I am a first year physics student and we recently learned about torque.

Every time I think I understand it something else comes up to confuse me - this time it is the direction. I tried looking in the forum and generally in google, but everyone only explains the right hand rule over and over again and that is not my problem. I will try to explain my difficulty as best as I can, I hope it will be clear.

I understand that cross products of 2 vectors give as a result a vector that is perpendicular to the plane of the two original vectors. I understand how to use the right hand rule and how to derive the direction of torque and I understand that mathematically it turns out to be perpendicular to the forces applied on the object.
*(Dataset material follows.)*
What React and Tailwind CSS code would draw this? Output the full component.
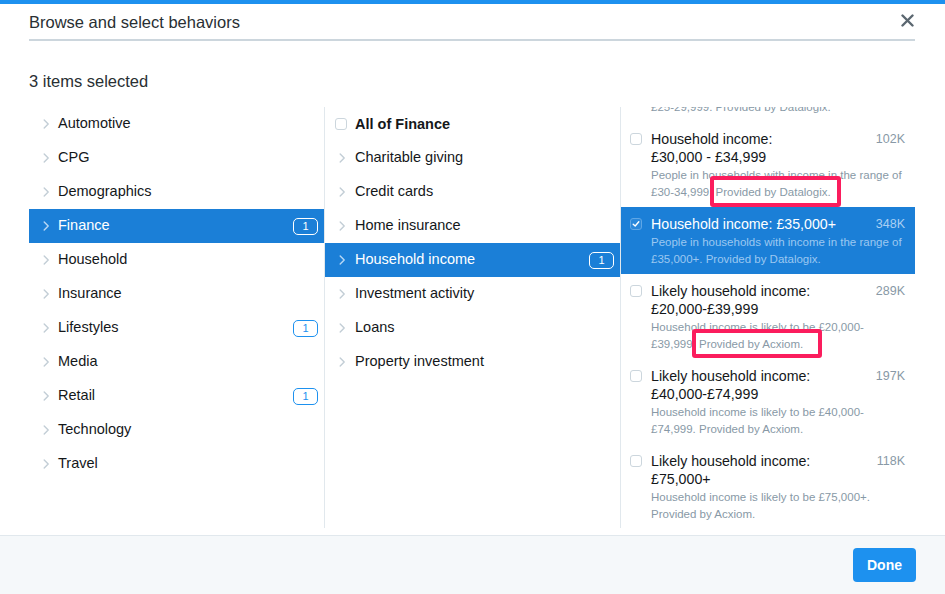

My problem is that it doesn't make any sense logically to me that the direction of torque should be perpendicular to the plane created by the force applied to the object and the location relative to the axis it is being applied to.

My problem is that it doesn't make any sense logically to me that the direction of torque should be perpendicular to the plane created by the force applied to the object and the location relative to the axis it is being applied to.

## Homework Equations

##\tau = r × F##

## The Attempt at a Solution

When I asked my lecturer she told me that the direction of torque basically represents whether the object is moving clockwise or anti-clockwise. So I understood that if the force was in the direction i and located on j then the torque is directed towards ixj=k and this k does not mean "the third dimension" or "pointing in or out of the page" but rather just "turning clockwise or anticlockwise" for -k or k. She said that it turns out it means both, or maybe I misunderstood her. This confused me even more.

Torque by definition is "tendency of a force to rotate an object about an axis,[1] fulcrum, or pivot" (Wikipedia, I know, not the most trustworthy place, but good enough for my cause I think). By this definition I would expect that the direction for a torque for a given force would have to do with the direction of the force and the location relative to the axis (like it is) but remain on the plane they create.

So to conclude - why is the direction of torque perpendicular to the plane of the force and relative location from the axis that it is being applied to?

Sorry if it took me too long to explain, I hope it is clear enough, tell me if anything needs more explanation as to what my difficulty is.

Any help would be greatly appreciated.